PentraFormer: Learning Agents for Automated Penetration Testing via Sequence Modeling

Yunfei Wang, Shixuan Liu, Wenhao Wang, Cheng Zhu, Changjun Fan, Kuihua Huang, Chao Chen

Published: 01 Jan 2024, Last Modified: 15 May 2025iThings/GreenCom/CPSCom/SmartData/Cybermatics 2024EveryoneRevisionsBibTeXCC BY-SA 4.0

Abstract: The exponential growth of computer networks has intensified the requirement for robust security measures, rendering penetration testing—an essential practice that assesses vulnerabilities by simulating attacks—critically important. Automated penetration testing (APT) has evolved from rule-based approaches to intelligent decision-making, such as reinforcement learning (RL), better emulating the adaptability and decision-making process of human penetration testers.

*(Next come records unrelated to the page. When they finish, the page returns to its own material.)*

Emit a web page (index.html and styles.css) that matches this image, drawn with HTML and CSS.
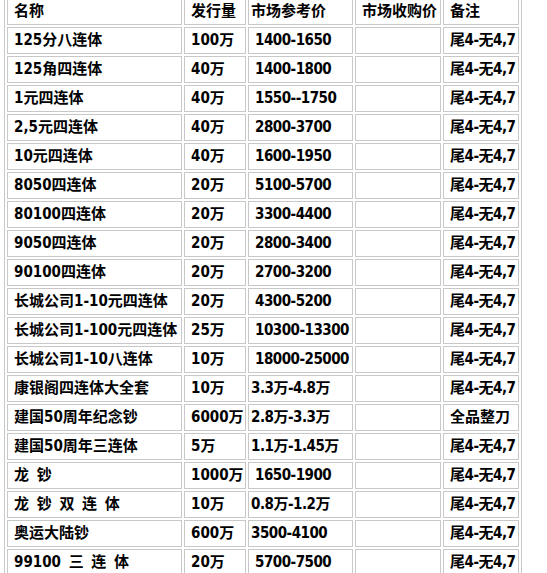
FILE: index.html
```html
<!DOCTYPE html>
<html>
<head>
<meta charset="utf-8">
<link rel="stylesheet" href="styles.css">
</head>
<body>
<table class="grid">
  <tr>
    <td class="c1">名称</td>
    <td class="c2">发行量</td>
    <td class="c3">市场参考价</td>
    <td class="c4">市场收购价</td>
    <td class="c5">备注</td>
  </tr>
  <tr><td>125分八连体</td><td>100万</td><td class="p ind">1400-1650</td><td></td><td class="n">尾4-无4,7</td></tr>
  <tr><td>125角四连体</td><td>40万</td><td class="p ind">1400-1800</td><td></td><td class="n">尾4-无4,7</td></tr>
  <tr><td>1元四连体</td><td>40万</td><td class="p ind">1550--1750</td><td></td><td class="n">尾4-无4,7</td></tr>
  <tr><td>2,5元四连体</td><td>40万</td><td class="p ind">2800-3700</td><td></td><td class="n">尾4-无4,7</td></tr>
  <tr><td>10元四连体</td><td>40万</td><td class="p ind">1600-1950</td><td></td><td class="n">尾4-无4,7</td></tr>
  <tr><td>8050四连体</td><td>20万</td><td class="p ind">5100-5700</td><td></td><td class="n">尾4-无4,7</td></tr>
  <tr><td>80100四连体</td><td>20万</td><td class="p ind">3300-4400</td><td></td><td class="n">尾4-无4,7</td></tr>
  <tr><td>9050四连体</td><td>20万</td><td class="p ind">2800-3400</td><td></td><td class="n">尾4-无4,7</td></tr>
  <tr><td>90100四连体</td><td>20万</td><td class="p ind">2700-3200</td><td></td><td class="n">尾4-无4,7</td></tr>
  <tr><td>长城公司1-10元四连体</td><td>20万</td><td class="p ind">4300-5200</td><td></td><td class="n">尾4-无4,7</td></tr>
  <tr><td>长城公司1-100元四连体</td><td>25万</td><td class="p ind">10300-13300</td><td></td><td class="n">尾4-无4,7</td></tr>
  <tr><td>长城公司1-10八连体</td><td>10万</td><td class="p ind">18000-25000</td><td></td><td class="n">尾4-无4,7</td></tr>
  <tr><td>康银阁四连体大全套</td><td>10万</td><td class="p">3.3万-4.8万</td><td></td><td class="n">尾4-无4,7</td></tr>
  <tr><td>建国50周年纪念钞</td><td>6000万</td><td class="p">2.8万-3.3万</td><td></td><td>全品整刀</td></tr>
  <tr><td>建国50周年三连体</td><td>5万</td><td class="p">1.1万-1.45万</td><td></td><td class="n">尾4-无4,7</td></tr>
  <tr><td class="sp">龙 钞</td><td>1000万</td><td class="p ind">1650-1900</td><td></td><td class="n">尾4-无4,7</td></tr>
  <tr><td class="sp">龙 钞 双 连 体</td><td>10万</td><td class="p">0.8万-1.2万</td><td></td><td class="n">尾4-无4,7</td></tr>
  <tr><td>奥运大陆钞</td><td>600万</td><td class="p">3500-4100</td><td></td><td class="n">尾4-无4,7</td></tr>
  <tr><td class="sp">99100 三 连 体</td><td>20万</td><td class="p ind">5700-7500</td><td></td><td class="n">尾4-无4,7</td></tr>
</table>
</body>
</html>
```

FILE: styles.css
```css
html, body {
  margin: 0;
  padding: 0;
  background: #ffffff;
}

.grid {
  margin: -5px 0 0 4px;
  width: 518px;
  table-layout: fixed;
  border-collapse: separate;
  border-spacing: 2px;
  border: 1px solid #c8c8c8;
  font-family: "DejaVu Sans Condensed", "DejaVu Sans", "Noto Sans CJK SC", sans-serif;
  font-size: 15px;
  font-weight: bold;
  color: #000000;
}

.grid td {
  box-sizing: border-box;
  height: 27px;
  border: 1px solid #c8c8c8;
  padding: 0 0 0 6px;
  vertical-align: middle;
  white-space: nowrap;
  overflow: hidden;
  line-height: 25px;
}

.grid td.c1 { width: 175px; }
.grid td.c2 { width: 62px; }
.grid td.c3 { width: 105px; }
.grid td.c4 { width: 86px; }
.grid td.c5 { width: 76px; }

.grid td.c3,
.grid td.p { padding-left: 2px; }
.grid td.p.ind { padding-left: 6px; }

.grid td.p,
.grid td.n { letter-spacing: -0.5px; }

.grid td.sp { word-spacing: 3px; }
```
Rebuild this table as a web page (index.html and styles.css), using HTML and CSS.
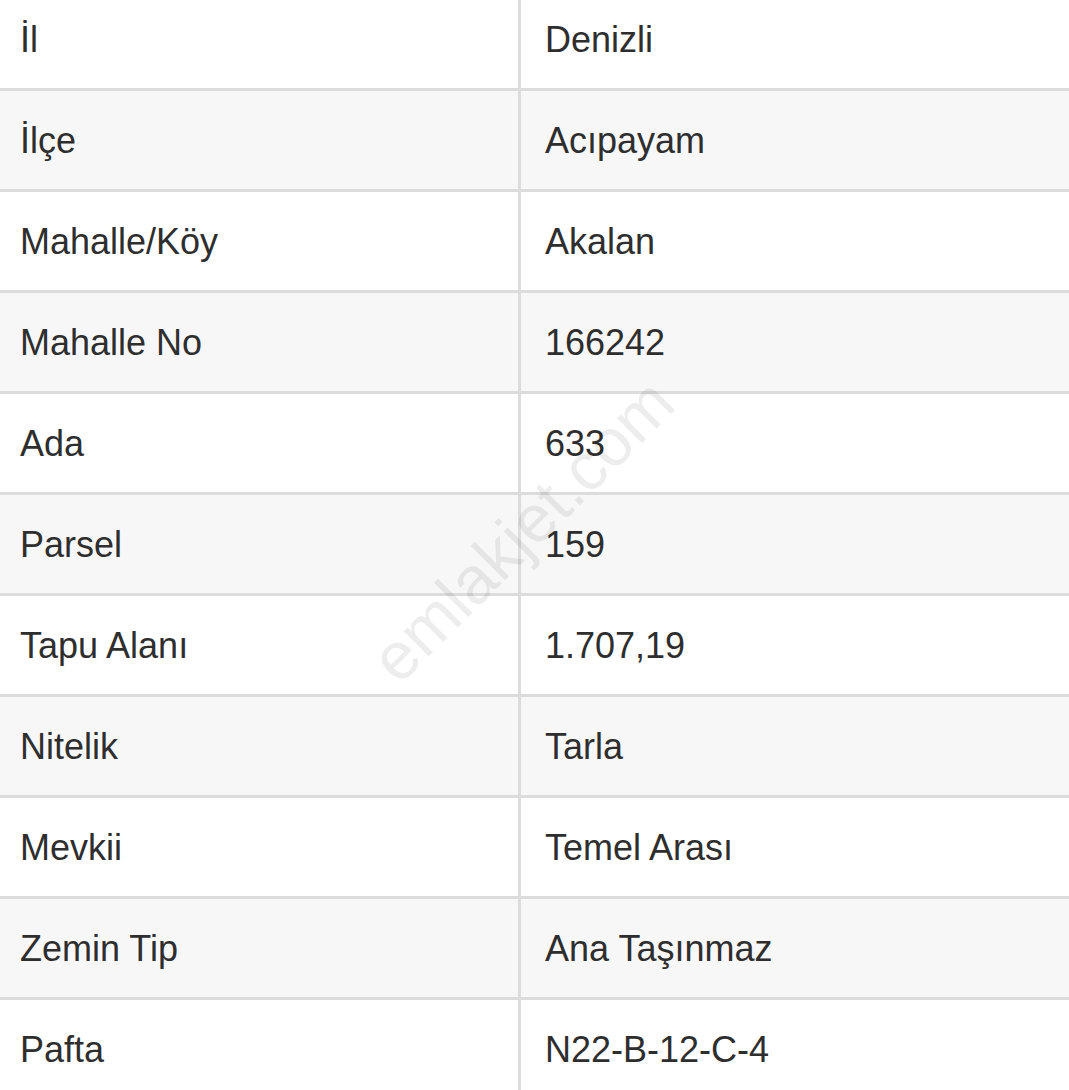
FILE: index.html
```html
<!DOCTYPE html>
<html lang="tr">
<head>
<meta charset="utf-8">
<title>Tapu Bilgileri</title>
<link rel="stylesheet" href="styles.css">
</head>
<body>
<div class="page">
  <div class="table">
    <div class="row"><div class="cell key">İl</div><div class="cell val">Denizli</div></div>
    <div class="row"><div class="cell key">İlçe</div><div class="cell val">Acıpayam</div></div>
    <div class="row"><div class="cell key">Mahalle/Köy</div><div class="cell val">Akalan</div></div>
    <div class="row"><div class="cell key">Mahalle No</div><div class="cell val">166242</div></div>
    <div class="row"><div class="cell key">Ada</div><div class="cell val">633</div></div>
    <div class="row"><div class="cell key">Parsel</div><div class="cell val">159</div></div>
    <div class="row"><div class="cell key">Tapu Alanı</div><div class="cell val">1.707,19</div></div>
    <div class="row"><div class="cell key">Nitelik</div><div class="cell val">Tarla</div></div>
    <div class="row"><div class="cell key">Mevkii</div><div class="cell val">Temel Arası</div></div>
    <div class="row"><div class="cell key">Zemin Tip</div><div class="cell val">Ana Taşınmaz</div></div>
    <div class="row"><div class="cell key">Pafta</div><div class="cell val">N22-B-12-C-4</div></div>
  </div>
  <div class="watermark">emlakjet.com</div>
</div>
</body>
</html>
```
FILE: styles.css
```css
html, body {
  margin: 0;
  padding: 0;
  background: #ffffff;
  overflow: hidden;
}
.page {
  position: relative;
  width: 1069px;
  height: 1090px;
  overflow: hidden;
}
.table {
  margin-top: -10px;
  display: flex;
  flex-direction: column;
  font-family: "Liberation Sans", Arial, Helvetica, sans-serif;
  font-size: 36px;
  color: #2e2e2e;
}
.row {
  display: grid;
  grid-template-columns: 521px 1fr;
  height: 98px;
  border-bottom: 3px solid #dcdcdc;
  background: #ffffff;
}
.row:nth-child(even) {
  background: #f8f7f8;
}
.cell {
  display: flex;
  align-items: center;
  padding-top: 2px;
}
.key {
  padding-left: 20px;
  border-right: 3px solid #dcdcdc;
}
.val {
  padding-left: 24px;
}
.watermark {
  position: absolute;
  left: 522px;
  top: 530px;
  transform: translate(-50%, -50%) rotate(-45deg);
  font-family: "Liberation Sans", Arial, sans-serif;
  font-size: 67px;
  color: rgba(0, 0, 0, 0.07);
  white-space: nowrap;
  pointer-events: none;
}
```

However, using RL for APT is challenged by the high cost of real-network interactions, the scarcity of security datasets, and the unique complexities of APT scenarios, which include long decision sequences and delayed rewards, complicating RL efficacy and convergence. Inspired by the Decision Transformer’s proficiency in predicting action sequences for offline RL, coupled with its effectiveness in dealing with data efficiency and adaptability, we introduce a novel sequence-based methodology for designing APT agents. This approach is tailored to effectively manage the intricate aspects of data-scarce and complex APT scenarios. Our proposed model, PentraFormer, adeptly addresses these challenges prevalent in APT scenarios. The robustness of our model is attested to through extensive empirical evaluations conducted on APT-dedicated tasks.